Auditkwaliteit: audit commissies prefereren indicatoren op maat
Gisteren meldden wij dat de FEE vraagt om standaard-kwaliteitsindicatoren voor de accountantscontrole – een nieuw rapport stelt vast dat auditcommissies althans liever maatwerk gebruiken.
Een nieuw onderzoek van het Center for Audit Quality (CAQ) concludeert dat leden van auditcommissies in meerderheid pleiten voor de mogelijkheid om een eigen op maat gemaakte set indicatoren te gebruiken bij het zoeken naar en beoordelen van de accountant.
De afgelopen jaren is veel gesproken en geschreven over nut en noodzaak van ‘objectieve’ kwaliteitsmaatstaven. De PCAOB bijvoorbeeld publiceerde nog in juli jl. een conceptstuk over het onderwerp en vroeg om feedback op een voorgestelde set indicatoren, die zouden (kunnen) helpen bij het beoordelen van de controlerend accountant, zijn processen en rapportages. En in 2014 kwam het CAQ van de AICPA met een voorstel voor zo een set indicatoren, die ook geacht werd geschikt te zijn voor auditcommissies.
Het nieuwe CAQ-rapport vat de reacties samen op die voorgestelde set kwaliteitsmaatstaven. Een eerste bevinding is, dat een flexibele benadering geprefereerd wordt voor de relatie met de externe auditor: men wil graag de portfolio aan indicatoren kunnen aanpassen aan de specifieke omstandigheden. Er is ook veel behoefte aan informatie, die de auditcommissie moet helpen bij het beoordelen van de meer kwalitatieve aspecten van de audit(or) – daarvoor is wellicht de dialoog beter geschikt als instrument dan een harde set kwantitatieve indicatoren. Er is consensus, dat indicatoren op zich zonder context weinig zeggen over de (uitvoering van) een controleopdracht.

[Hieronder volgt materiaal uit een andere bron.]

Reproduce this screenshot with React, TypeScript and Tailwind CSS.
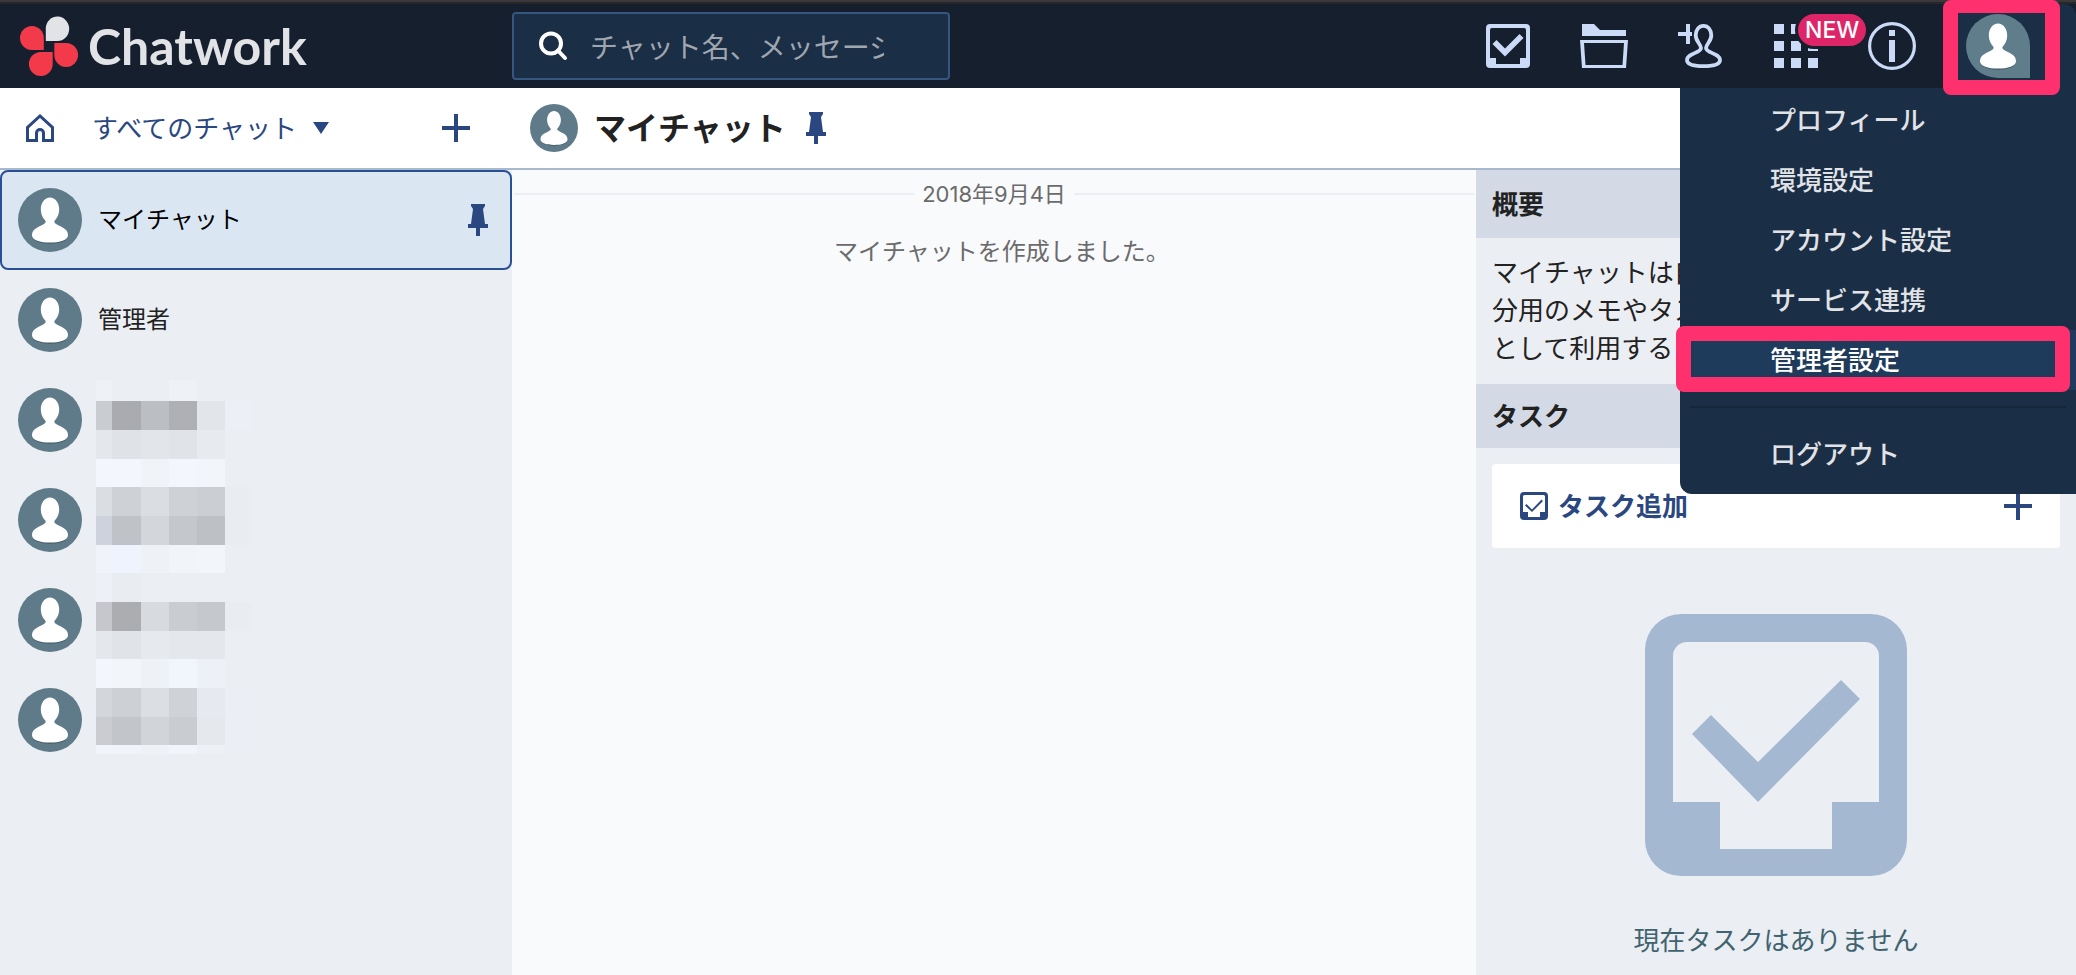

Wel is men het erover eens, dat het bepalen van de juiste set indicatoren in een iteratief proces gebeuren moet, door de auditcommissie zelf, met voortdurende evaluatie en aanpassing om te voldoen aan de veranderende informatiebehoeften.
Het verplicht openbaar maken van de toegepaste kwaliteitsindicatoren (transparency reports) zou wel eens onbedoelde negatieve bijwerkingen kunnen hebben, dat zou dus op vrijwillige basis moeten gebeuren.
“We zijn duidelijk nog niet uitgesproken over dit onderwerp, aldus de Executive Director Cindy Fornelli van het CAQ.